While it was true we were now in shameless full-on camera-and-Bermuda shorts tourist mode, we were still traveling in rock star style - we were taking the limo to the zoo. And it felt damn good, too! Karen, still working off her upper middle class guilt, felt a little funny about the whole thing. I was having none of that…after ten years on the road the hard way, I had earned this ride.
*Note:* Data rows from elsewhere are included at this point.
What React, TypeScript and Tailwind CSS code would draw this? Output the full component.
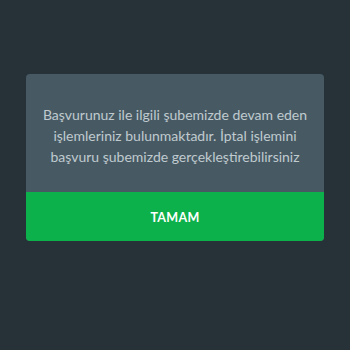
export default function App() {
  return (
    <div
      className="w-[350px] h-[350px] bg-[#263238] flex items-start justify-center pt-[74px]"
      style={{ fontFamily: "Lato, 'Noto Sans', sans-serif" }}
    >
      <div className="w-[298px] rounded-[4px] overflow-hidden bg-[#475a64] flex flex-col">
        <p className="h-[118px] flex items-center justify-center px-4 pt-[5px] text-center text-[14px] leading-[21px] text-[#c0cacf]">
          Başvurunuz ile ilgili şubemizde devam eden işlemleriniz bulunmaktadır. İptal işlemini başvuru şubemizde gerçekleştirebilirsiniz
        </p>
        <button className="h-[49px] pt-[3px] bg-[#0db14b] text-white text-[12.5px] font-bold tracking-[0.3px]">
          TAMAM
        </button>
      </div>
    </div>
  )
}
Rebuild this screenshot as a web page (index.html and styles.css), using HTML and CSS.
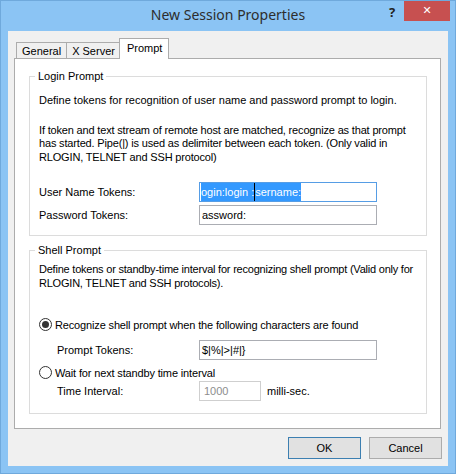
FILE: index.html
```html
<!DOCTYPE html>
<html><head>
  <meta charset="UTF-8">
  <title>New Session Properties</title>
  <link rel="stylesheet" href="styles.css">
</head><body>

<div class="window">
  <div class="titlebar">
    <span></span>
    <span class="title">New Session Properties</span>
    <span class="controls"><span class="help">?</span><span class="close">&#x2715;</span></span>
  </div>

  <div class="client">
    <div class="tabs">
      <span class="tab">General</span>
      <span class="tab">X Server</span>
      <span class="tab active">Prompt</span>
    </div>

    <div class="panel">
      <fieldset class="group login">
        <legend>Login Prompt</legend>
        <p class="intro">Define tokens for recognition of user name and password prompt to login.</p>
        <p class="note">If token and text stream of remote host are matched, recognize as that prompt<br>
          has started. Pipe(|) is used as delimiter between each token. (Only valid in<br>
          RLOGIN, TELNET and SSH protocol)</p>
        <div class="row first">
          <span class="label">User Name Tokens:</span>
          <span class="field focus"><span class="sel">ogin:login :</span><span class="caret"></span><span class="sel">sername:</span></span>
        </div>
        <div class="row">
          <span class="label">Password Tokens:</span>
          <span class="field">assword:</span>
        </div>
      </fieldset>

      <fieldset class="group shell">
        <legend>Shell Prompt</legend>
        <p class="intro">Define tokens or standby-time interval for recognizing shell prompt (Valid only for<br>
          RLOGIN, TELNET and SSH protocols).</p>
        <div class="radio-row first">
          <span class="radio checked"></span>
          <span>Recognize shell prompt when the following characters are found</span>
        </div>
        <div class="row sub">
          <span class="label">Prompt Tokens:</span>
          <span class="field">$|%|&gt;|#|}</span>
        </div>
        <div class="radio-row">
          <span class="radio"></span>
          <span>Wait for next standby time interval</span>
        </div>
        <div class="row sub tight">
          <span class="label">Time Interval:</span>
          <span class="field short disabled">1000</span>
          <span class="unit">milli-sec.</span>
        </div>
      </fieldset>
    </div>

    <div class="buttons">
      <span class="btn default">OK</span>
      <span class="btn">Cancel</span>
    </div>
  </div>
</div>

</body></html>
```

FILE: styles.css
```css
body { margin: 0; background: #8bc4f4; }
body, p, fieldset, legend { font-family: "Liberation Sans", Arial, sans-serif; }

.window { width: 456px; height: 474px; box-sizing: border-box;
  background: #8bc4f4; border: 1px solid #6fa9dc; }

/* title bar */
.titlebar { display: grid; grid-template-columns: 1fr auto 1fr; height: 30px; }
.title { font-family: "Noto Sans", "Open Sans", sans-serif; font-size: 14px;
  color: #2d2d2d; line-height: 28px; }
.controls { display: flex; justify-content: flex-end; align-items: flex-start; }
.help { font-family: "Noto Sans", sans-serif; font-weight: bold; font-size: 13px;
  color: #222; width: 24px; text-align: center; line-height: 20px; margin-top: 1px; }
.close { width: 46px; height: 20px; background: #c75050; color: white;
  font-size: 11px; font-weight: bold; text-align: center; line-height: 20px;
  margin-right: 5px; font-family: "DejaVu Sans", sans-serif; }

/* client area */
.client { background: #f0f0f0; margin: 0 7px; height: 435px;
  padding: 7px 7px 0 6px; box-sizing: border-box; }

.tabs { display: flex; align-items: flex-end; height: 20px; padding-left: 2px;
  position: relative; z-index: 1; }
.tab { font-size: 11px; line-height: 14px; height: 16px; box-sizing: border-box;
  padding: 1px 5px 0; border: 1px solid #acacac; border-bottom: none;
  background: #f0f0f0; color: #000; margin-right: -1px; }
.tab.active { height: 21px; background: white; padding: 2px 6px 0 7px;
  margin: 0 0 -1px -1px; border-color: #acacac; }

.panel { background: white; border: 1px solid #acacac; height: 371px;
  box-sizing: border-box; padding: 11px 12px 0 14px; }

/* group boxes */
.group { border: 1px solid #dcdcdc; margin: 0; padding: 0 8px 0 9px;
  box-sizing: border-box; width: 398px; min-width: 0; }
.group legend { font-size: 11px; line-height: 13px; padding: 0 3px; margin-left: -4px; }
.group.login { height: 166px; }
.group.shell { height: 170px; margin-top: 8px; }

p { margin: 0; font-size: 11px; line-height: 13.5px; color: #000; white-space: nowrap; }
.login .intro { margin-top: 11px; }
.login .note { margin-top: 16px; letter-spacing: -0.17px; }
.shell .intro { margin-top: 6px; letter-spacing: -0.22px; }

.row { display: flex; align-items: center; font-size: 11px; margin-top: 3px; }
.row.first { margin-top: 18px; }
.row.sub { padding-left: 18px; }
.row.sub .label { width: 142px; }
.label { width: 160px; }

.field { width: 178px; height: 20px; box-sizing: border-box; border: 1px solid #abadb3;
  background: white; padding: 0 2px; line-height: 18px; white-space: nowrap;
  overflow: hidden; display: flex; }
.field.focus { border-color: #569de5; padding-left: 1px; }
.sel { background: #3399ff; color: white; }
.caret { width: 1px; background: #000; }
.field.short { width: 62px; }
.field.disabled { color: #8d8d8d; border-color: #cfcfcf; padding-left: 4px; }
.unit { margin-left: 6px; }

.radio-row { display: flex; align-items: center; font-size: 11px; gap: 3px;
  letter-spacing: -0.15px; }
.radio-row.first { margin-top: 28px; }
.radio-row + .row { margin-top: 9px; }
.radio-row + .row.tight { margin-top: 2px; }
.row + .radio-row { margin-top: 6px; }
.radio { width: 13px; height: 13px; box-sizing: border-box; border-radius: 50%;
  border: 1px solid #333; background: white; position: relative; }
.radio.checked::after { content: ""; position: absolute; left: 2px; top: 2px;
  width: 7px; height: 7px; border-radius: 50%; background: #333; }

/* dialog buttons */
.buttons { display: flex; justify-content: flex-end; gap: 8px; margin-top: 8px;
  margin-right: -1px; }
.btn { width: 73px; height: 22px; box-sizing: border-box; border: 1px solid #acacac;
  background: #e1e1e1; font-size: 11px; text-align: center; line-height: 20px; }
.btn.default { border-color: #3c7fb1; }
```
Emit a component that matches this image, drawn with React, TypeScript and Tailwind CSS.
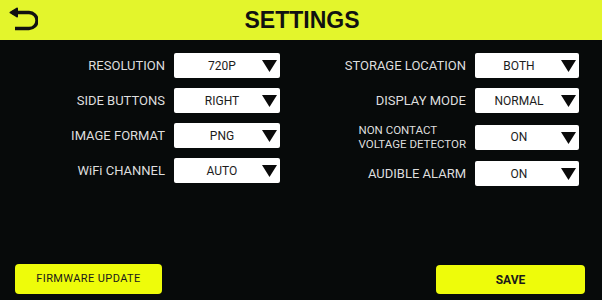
import React from "react";

type Row = { label: string; value: string; small?: boolean };

const leftRows: Row[] = [
  { label: "RESOLUTION", value: "720P" },
  { label: "SIDE BUTTONS", value: "RIGHT" },
  { label: "IMAGE FORMAT", value: "PNG" },
  { label: "WiFi CHANNEL", value: "AUTO" },
];

const rightRows: Row[] = [
  { label: "STORAGE LOCATION", value: "BOTH" },
  { label: "DISPLAY MODE", value: "NORMAL" },
  { label: "NON CONTACT\nVOLTAGE DETECTOR", value: "ON", small: true },
  { label: "AUDIBLE ALARM", value: "ON" },
];

function BackArrow() {
  return (
    <svg
      width="32"
      height="28"
      viewBox="0 0 32 28"
      className="absolute left-[6px] top-[5px]"
    >
      <path
        d="M11 3.5 L4.5 7.5 L11 11.5 Z"
        fill="#111"
        stroke="#111"
        strokeWidth="2"
        strokeLinejoin="round"
      />
      <path
        d="M6 7.5 H23 A8 8 0 0 1 23 23.5 H9"
        fill="none"
        stroke="#111"
        strokeWidth="3.4"
        strokeLinecap="butt"
      />
    </svg>
  );
}

function Select({ value, wide }: { value: string; wide?: boolean }) {
  return (
    <div
      className={`relative flex h-[25px] items-center justify-center rounded-[2px] bg-white text-[12px] text-[#1c1c1c] ${
        wide ? "w-[104px] pr-[16px]" : "w-[106px] pr-[10px]"
      }`}
    >
      {value}
      <svg
        width="15"
        height="12"
        viewBox="0 0 15 12"
        className="absolute right-[3px] top-[7px]"
      >
        <path d="M0 0 H15 L7.5 12 Z" fill="#0a0a0a" />
      </svg>
    </div>
  );
}

function Column({ rows, labelW, wide }: { rows: Row[]; labelW: string; wide?: boolean }) {
  return (
    <div className="flex flex-col gap-[10px]">
      {rows.map((r) => (
        <div key={r.label} className="flex items-center gap-[9px]">
          <div className={`${labelW} flex justify-end`}>
            {r.small ? (
              <div className="whitespace-pre text-left text-[11.5px] leading-[14px] text-[#dedede]">
                {r.label}
              </div>
            ) : (
              <div className="text-right text-[13px] text-[#dedede]">{r.label}</div>
            )}
          </div>
          <Select value={r.value} wide={wide} />
        </div>
      ))}
    </div>
  );
}

export default function App() {
  return (
    <div
      className="flex h-[300px] w-[602px] flex-col bg-[#070a0a]"
      style={{ fontFamily: "Roboto, 'Liberation Sans', sans-serif" }}
    >
      <div className="relative flex h-[40px] items-center justify-center bg-[#e3f52c]">
        <BackArrow />
        <h1
          className="pl-[2px] text-[23px] font-bold leading-none text-[#111]"
          style={{ fontFamily: "'Liberation Sans', Arial, sans-serif" }}
        >
          SETTINGS
        </h1>
      </div>

      <div className="flex pt-[13px]">
        <div className="ml-[15px]">
          <Column rows={leftRows} labelW="w-[150px]" />
        </div>
        <div className="ml-auto mr-[23px]">
          <Column rows={rightRows} labelW="w-[140px]" wide />
        </div>
      </div>

      <div className="mt-auto flex items-end justify-between pb-[6px] pl-[15px] pr-[17px]">
        <button className="h-[30px] w-[147px] rounded-[4px] bg-[#eefc0a] text-[11px] tracking-[0.4px] text-[#1a1a1a]">
          FIRMWARE UPDATE
        </button>
        <button className="h-[29px] w-[149px] rounded-[4px] bg-[#eefc0a] text-[12px] font-bold text-[#1a1a1a]">
          SAVE
        </button>
      </div>
    </div>
  );
}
We did all the things people do at Australia Zoo - saw the croc show at the Crocoseum, patted (in Australia you don't "pet," you "pat") the kangaroos at Roo Heaven. Visited with a variety of deadly reptiles. We watched a Cassowary eat. My wife, absolutely fascinated by this gigantic, prehistoric flightless bird, took fifty or sixty photos of it picking watermelon pieces out of a bowl of mixed fruit. I finally had to drag her away. I paid thirty bucks to be given a tour of the wombat enclosure, where I got to pat three of these strange marsupials. If you hadn't figured it out before, you know officially know I'm a dork. We spent a good long time observing Harriet the Tortoise, who, at 176 years of age, was the world's oldest living creature. Sadly, she died a couple of months later.
Sadly still, as I write this, I have learned that Steve Irwin, the Crocodile Hunter himself, has also died. Karen and I were very sad to hear the news. We have always loved Steve Irwin, and although every time you saw him, he was in some kind of near-death encounter, it just doesn't seem possible that he could be gone. Still, as much as we humans will miss him, the crocodiles and gators and sharks and all the other fearful creatures in the world will miss him more. He taught us all to love them all. And for that reason alone, he has done the planet a great service.
Later, souvenirs in hand, we walked out the front gate, past the crowds waiting for the bus, and jumped right into the back of the limo. A crowd of tourists waiting for the shuttle bus gawked and whispered. Call me shallow, call me vapid, call me self-absorbed…but I cannot lie - I loved it, and I can't wait to do it again.